For additional insights and analysis, visit our blog, Banking On It.

OCC issues new lending and loan-portfolio risk-management booklet.

The OCC announced on June 25 that it issued a new Lending and Loan Portfolio Risk Management booklet consolidating and replacing multiple legacy OCC and OTS guidance documents. The booklet addresses lending risks throughout a loan's life cycle, including topics such as concentration risk, risk layering, refinance risk, and portfolio oversight.

Why it matters: While the booklet does not create new requirements, it provides a roadmap for how OCC examiners may evaluate lending practices. The guidance arrives as many banks are balancing loan growth objectives against a competitive lending environment that increasingly includes private credit and other nonbank lenders. Community and regional banks should view the booklet as a practical guide to examiner expectations across commercial, consumer, and specialty lending portfolios.

FDIC proposes lower deposit-insurance assessments, a higher "large bank" threshold, and a new resolution-readiness discount.

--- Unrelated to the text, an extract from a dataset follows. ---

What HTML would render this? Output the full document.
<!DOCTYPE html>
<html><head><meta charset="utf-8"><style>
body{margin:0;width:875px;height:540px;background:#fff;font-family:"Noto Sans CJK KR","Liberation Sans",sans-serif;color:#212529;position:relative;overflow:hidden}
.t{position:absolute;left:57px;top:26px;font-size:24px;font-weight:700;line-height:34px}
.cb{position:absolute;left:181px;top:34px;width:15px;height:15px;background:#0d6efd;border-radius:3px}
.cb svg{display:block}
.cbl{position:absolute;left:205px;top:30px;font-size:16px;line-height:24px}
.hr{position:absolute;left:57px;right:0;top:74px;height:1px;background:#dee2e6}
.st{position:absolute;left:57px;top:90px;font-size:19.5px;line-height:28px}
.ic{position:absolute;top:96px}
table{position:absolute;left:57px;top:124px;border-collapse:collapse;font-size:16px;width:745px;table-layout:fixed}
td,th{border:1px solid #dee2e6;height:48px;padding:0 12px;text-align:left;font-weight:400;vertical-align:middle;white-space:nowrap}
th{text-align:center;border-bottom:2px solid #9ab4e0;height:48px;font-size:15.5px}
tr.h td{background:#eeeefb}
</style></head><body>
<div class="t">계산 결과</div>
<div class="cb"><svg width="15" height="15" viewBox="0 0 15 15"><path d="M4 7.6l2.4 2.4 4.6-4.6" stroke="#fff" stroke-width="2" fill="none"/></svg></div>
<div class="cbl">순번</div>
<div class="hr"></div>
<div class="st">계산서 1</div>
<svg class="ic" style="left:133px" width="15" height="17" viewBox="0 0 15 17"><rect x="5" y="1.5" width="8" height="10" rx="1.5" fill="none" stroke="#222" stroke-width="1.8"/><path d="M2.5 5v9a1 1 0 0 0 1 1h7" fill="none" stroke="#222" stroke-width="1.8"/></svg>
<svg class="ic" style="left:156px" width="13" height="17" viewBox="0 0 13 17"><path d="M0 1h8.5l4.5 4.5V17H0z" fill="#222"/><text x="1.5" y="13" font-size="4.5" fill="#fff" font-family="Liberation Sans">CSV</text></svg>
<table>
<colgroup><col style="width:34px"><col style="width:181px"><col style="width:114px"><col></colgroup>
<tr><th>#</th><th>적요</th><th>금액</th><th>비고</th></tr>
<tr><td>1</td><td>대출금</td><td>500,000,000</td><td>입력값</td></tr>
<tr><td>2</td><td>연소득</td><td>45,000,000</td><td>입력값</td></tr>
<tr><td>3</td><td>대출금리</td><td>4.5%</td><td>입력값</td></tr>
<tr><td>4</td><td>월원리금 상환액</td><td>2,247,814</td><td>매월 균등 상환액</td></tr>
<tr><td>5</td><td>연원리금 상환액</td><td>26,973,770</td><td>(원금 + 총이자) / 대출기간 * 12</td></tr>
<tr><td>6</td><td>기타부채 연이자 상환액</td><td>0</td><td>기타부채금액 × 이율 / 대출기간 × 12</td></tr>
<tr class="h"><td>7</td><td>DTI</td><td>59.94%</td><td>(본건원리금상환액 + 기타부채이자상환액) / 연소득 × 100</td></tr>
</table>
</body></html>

At the end of June, the FDIC approved and published a notice of proposed rulemaking which would raise the asset threshold used to distinguish "small" and "large" institutions for deposit-insurance assessment purposes from $10 billion to $30 billion. It would also reduce initial assessment rates for both small and large institutions and introduce a new assessment discount for certain large institutions that demonstrate resolution-readiness capabilities, such as maintaining a virtual data room or providing temporary systems access to facilitate a failure resolution. Comments on the proposed rule are due August 31.

Why it matters: The proposal could reduce a meaningful expense for many community and regional banks while rewarding larger institutions that invest in operational readiness.

DOJ resolves Bank Secrecy Act investigation with a Mid-Atlantic regional bank for more than $9.7 million.

The Department of Justice announced on June 30 that a Mid-Atlantic regional bank agreed to pay more than $9.7 million and enter into a non-prosecution agreement to resolve a Bank Secrecy Act investigation. According to DOJ, the institution admitted it failed to maintain an effective anti-money laundering and countering the financing of terrorism (AML/CFT) program and allowed a long-running check-kiting scheme to continue.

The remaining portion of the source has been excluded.